(SHORT TASK):
Skip every picture and transcribe the remaining material exactly.

(DATA SECTION):
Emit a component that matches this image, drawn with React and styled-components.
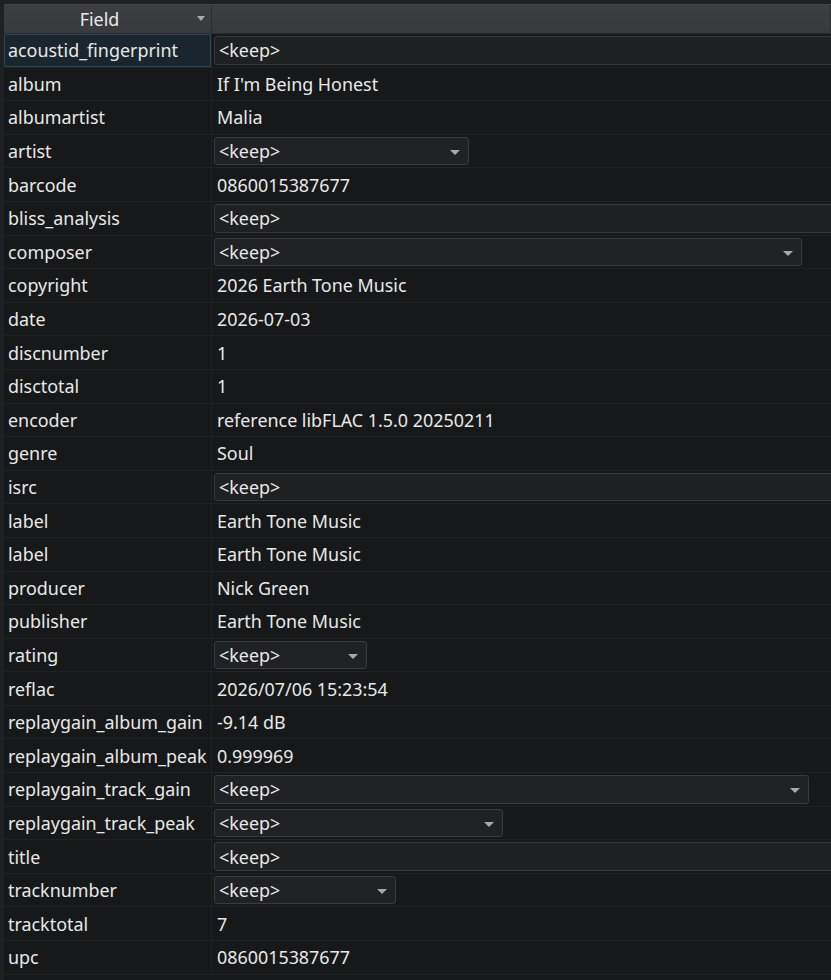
import React from "react";
import styled, { createGlobalStyle } from "styled-components";

const rows = [
  { field: "acoustid_fingerprint", edit: "line", selected: true },
  { field: "album", value: "If I'm Being Honest" },
  { field: "albumartist", value: "Malia" },
  { field: "artist", edit: "combo", width: 255 },
  { field: "barcode", value: "0860015387677" },
  { field: "bliss_analysis", edit: "line" },
  { field: "composer", edit: "combo", width: 588 },
  { field: "copyright", value: "2026 Earth Tone Music" },
  { field: "date", value: "2026-07-03" },
  { field: "discnumber", value: "1" },
  { field: "disctotal", value: "1" },
  { field: "encoder", value: "reference libFLAC 1.5.0 20250211" },
  { field: "genre", value: "Soul" },
  { field: "isrc", edit: "line" },
  { field: "label", value: "Earth Tone Music" },
  { field: "label", value: "Earth Tone Music" },
  { field: "producer", value: "Nick Green" },
  { field: "publisher", value: "Earth Tone Music" },
  { field: "rating", edit: "combo", width: 153 },
  { field: "reflac", value: "2026/07/06 15:23:54" },
  { field: "replaygain_album_gain", value: "-9.14 dB" },
  { field: "replaygain_album_peak", value: "0.999969" },
  { field: "replaygain_track_gain", edit: "combo", width: 595 },
  { field: "replaygain_track_peak", edit: "combo", width: 289 },
  { field: "title", edit: "line" },
  { field: "tracknumber", edit: "combo", width: 182 },
  { field: "tracktotal", value: "7" },
  { field: "upc", value: "0860015387677" },
];

const GlobalStyle = createGlobalStyle`
  html, body {
    margin: 0;
    background: #1f2023;
    height: 100%;
    overflow: hidden;
  }
  body {
    font-family: "Noto Sans", "DejaVu Sans", sans-serif;
    font-size: 17.9px;
    color: #e8e8e8;
  }
`;

const Frame = styled.div`
  padding: 4px 0 0 4px;
  height: 980px;
  box-sizing: border-box;
  overflow: hidden;
`;

const Table = styled.div`
  background: #17181a;
  overflow: hidden;
  height: 100%;
`;

const HeaderRow = styled.div`
  display: grid;
  grid-template-columns: 208px 1fr;
  height: 28px;
  background: linear-gradient(#3d3e42, #393a3e);
  border-bottom: 1px solid #2a2b2e;
  border-top: 1px solid #45464a;
`;

const HeaderCell = styled.div`
  position: relative;
  display: flex;
  align-items: center;
  justify-content: center;
  padding-right: ${(p) => (p.$sorted ? "16px" : "0")};
  border-right: 1px solid #2c2d30;
  color: #eaeaea;
`;

const SortArrow = styled.span`
  position: absolute;
  right: 6px;
  top: 11px;
  width: 0;
  height: 0;
  border-left: 4px solid transparent;
  border-right: 4px solid transparent;
  border-top: 5px solid #a9a9ab;
`;

const Row = styled.div`
  display: grid;
  grid-template-columns: 208px 1fr;
  height: 33.6px;
  box-sizing: border-box;
  border-bottom: 1px solid #212225;
`;

const FieldCell = styled.div`
  display: flex;
  align-items: center;
  padding-left: 4px;
  border-right: 1px solid #212225;
  white-space: nowrap;
  ${(p) =>
    p.$selected &&
    `
    background: #1a262d;
    box-shadow: inset 0 0 0 1px #2c4655;
  `}
`;

const ValueCell = styled.div`
  display: flex;
  align-items: center;
  padding-left: 5px;
  white-space: nowrap;
  min-width: 0;
  ${(p) => p.$editor && `padding: 2px 0 2px 2px;`}
`;

const LineEdit = styled.div`
  display: flex;
  align-items: center;
  flex-shrink: 0;
  box-sizing: border-box;
  height: 100%;
  width: calc(100% + 40px);
  padding-left: 4px;
  background: #1f2022;
  border: 1px solid #37383b;
  border-radius: 3px;
`;

const Combo = styled.div`
  position: relative;
  display: flex;
  align-items: center;
  flex-shrink: 0;
  box-sizing: border-box;
  height: 100%;
  padding-left: 4px;
  background: #202124;
  border: 1px solid #3a3b3e;
  border-radius: 3px;
`;

const ComboArrow = styled.span`
  position: absolute;
  right: 8px;
  top: 12px;
  width: 0;
  height: 0;
  border-left: 5px solid transparent;
  border-right: 5px solid transparent;
  border-top: 5px solid #a8a8aa;
`;

const Editor = ({ row }) => {
  if (row.edit === "line") return <LineEdit>&lt;keep&gt;</LineEdit>;
  return (
    <Combo style={{ width: row.width }}>
      &lt;keep&gt;
      <ComboArrow />
    </Combo>
  );
};

export default function App() {
  return (
    <>
      <GlobalStyle />
      <Frame>
        <Table>
          <HeaderRow>
            <HeaderCell $sorted>
              Field
              <SortArrow />
            </HeaderCell>
            <HeaderCell />
          </HeaderRow>
          {rows.map((row, i) => (
            <Row key={i}>
              <FieldCell $selected={row.selected}>{row.field}</FieldCell>
              <ValueCell $editor={!!row.edit}>
                {row.edit ? <Editor row={row} /> : row.value}
              </ValueCell>
            </Row>
          ))}
        </Table>
      </Frame>
    </>
  );
}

(EXPECTED ANSWER):
Emit a component that matches this image, drawn with React and styled-components.
import React from "react";
import styled, { createGlobalStyle } from "styled-components";

const rows = [
  { field: "acoustid_fingerprint", edit: "line", selected: true },
  { field: "album", value: "If I'm Being Honest" },
  { field: "albumartist", value: "Malia" },
  { field: "artist", edit: "combo", width: 255 },
  { field: "barcode", value: "0860015387677" },
  { field: "bliss_analysis", edit: "line" },
  { field: "composer", edit: "combo", width: 588 },
  { field: "copyright", value: "2026 Earth Tone Music" },
  { field: "date", value: "2026-07-03" },
  { field: "discnumber", value: "1" },
  { field: "disctotal", value: "1" },
  { field: "encoder", value: "reference libFLAC 1.5.0 20250211" },
  { field: "genre", value: "Soul" },
  { field: "isrc", edit: "line" },
  { field: "label", value: "Earth Tone Music" },
  { field: "label", value: "Earth Tone Music" },
  { field: "producer", value: "Nick Green" },
  { field: "publisher", value: "Earth Tone Music" },
  { field: "rating", edit: "combo", width: 153 },
  { field: "reflac", value: "2026/07/06 15:23:54" },
  { field: "replaygain_album_gain", value: "-9.14 dB" },
  { field: "replaygain_album_peak", value: "0.999969" },
  { field: "replaygain_track_gain", edit: "combo", width: 595 },
  { field: "replaygain_track_peak", edit: "combo", width: 289 },
  { field: "title", edit: "line" },
  { field: "tracknumber", edit: "combo", width: 182 },
  { field: "tracktotal", value: "7" },
  { field: "upc", value: "0860015387677" },
];

const GlobalStyle = createGlobalStyle`
  html, body {
    margin: 0;
    background: #1f2023;
    height: 100%;
    overflow: hidden;
  }
  body {
    font-family: "Noto Sans", "DejaVu Sans", sans-serif;
    font-size: 17.9px;
    color: #e8e8e8;
  }
`;

const Frame = styled.div`
  padding: 4px 0 0 4px;
  height: 980px;
  box-sizing: border-box;
  overflow: hidden;
`;

const Table = styled.div`
  background: #17181a;
  overflow: hidden;
  height: 100%;
`;

const HeaderRow = styled.div`
  display: grid;
  grid-template-columns: 208px 1fr;
  height: 28px;
  background: linear-gradient(#3d3e42, #393a3e);
  border-bottom: 1px solid #2a2b2e;
  border-top: 1px solid #45464a;
`;

const HeaderCell = styled.div`
  position: relative;
  display: flex;
  align-items: center;
  justify-content: center;
  padding-right: ${(p) => (p.$sorted ? "16px" : "0")};
  border-right: 1px solid #2c2d30;
  color: #eaeaea;
`;

const SortArrow = styled.span`
  position: absolute;
  right: 6px;
  top: 11px;
  width: 0;
  height: 0;
  border-left: 4px solid transparent;
  border-right: 4px solid transparent;
  border-top: 5px solid #a9a9ab;
`;

const Row = styled.div`
  display: grid;
  grid-template-columns: 208px 1fr;
  height: 33.6px;
  box-sizing: border-box;
  border-bottom: 1px solid #212225;
`;

const FieldCell = styled.div`
  display: flex;
  align-items: center;
  padding-left: 4px;
  border-right: 1px solid #212225;
  white-space: nowrap;
  ${(p) =>
    p.$selected &&
    `
    background: #1a262d;
    box-shadow: inset 0 0 0 1px #2c4655;
  `}
`;

const ValueCell = styled.div`
  display: flex;
  align-items: center;
  padding-left: 5px;
  white-space: nowrap;
  min-width: 0;
  ${(p) => p.$editor && `padding: 2px 0 2px 2px;`}
`;

const LineEdit = styled.div`
  display: flex;
  align-items: center;
  flex-shrink: 0;
  box-sizing: border-box;
  height: 100%;
  width: calc(100% + 40px);
  padding-left: 4px;
  background: #1f2022;
  border: 1px solid #37383b;
  border-radius: 3px;
`;

const Combo = styled.div`
  position: relative;
  display: flex;
  align-items: center;
  flex-shrink: 0;
  box-sizing: border-box;
  height: 100%;
  padding-left: 4px;
  background: #202124;
  border: 1px solid #3a3b3e;
  border-radius: 3px;
`;

const ComboArrow = styled.span`
  position: absolute;
  right: 8px;
  top: 12px;
  width: 0;
  height: 0;
  border-left: 5px solid transparent;
  border-right: 5px solid transparent;
  border-top: 5px solid #a8a8aa;
`;

const Editor = ({ row }) => {
  if (row.edit === "line") return <LineEdit>&lt;keep&gt;</LineEdit>;
  return (
    <Combo style={{ width: row.width }}>
      &lt;keep&gt;
      <ComboArrow />
    </Combo>
  );
};

export default function App() {
  return (
    <>
      <GlobalStyle />
      <Frame>
        <Table>
          <HeaderRow>
            <HeaderCell $sorted>
              Field
              <SortArrow />
            </HeaderCell>
            <HeaderCell />
          </HeaderRow>
          {rows.map((row, i) => (
            <Row key={i}>
              <FieldCell $selected={row.selected}>{row.field}</FieldCell>
              <ValueCell $editor={!!row.edit}>
                {row.edit ? <Editor row={row} /> : row.value}
              </ValueCell>
            </Row>
          ))}
        </Table>
      </Frame>
    </>
  );
}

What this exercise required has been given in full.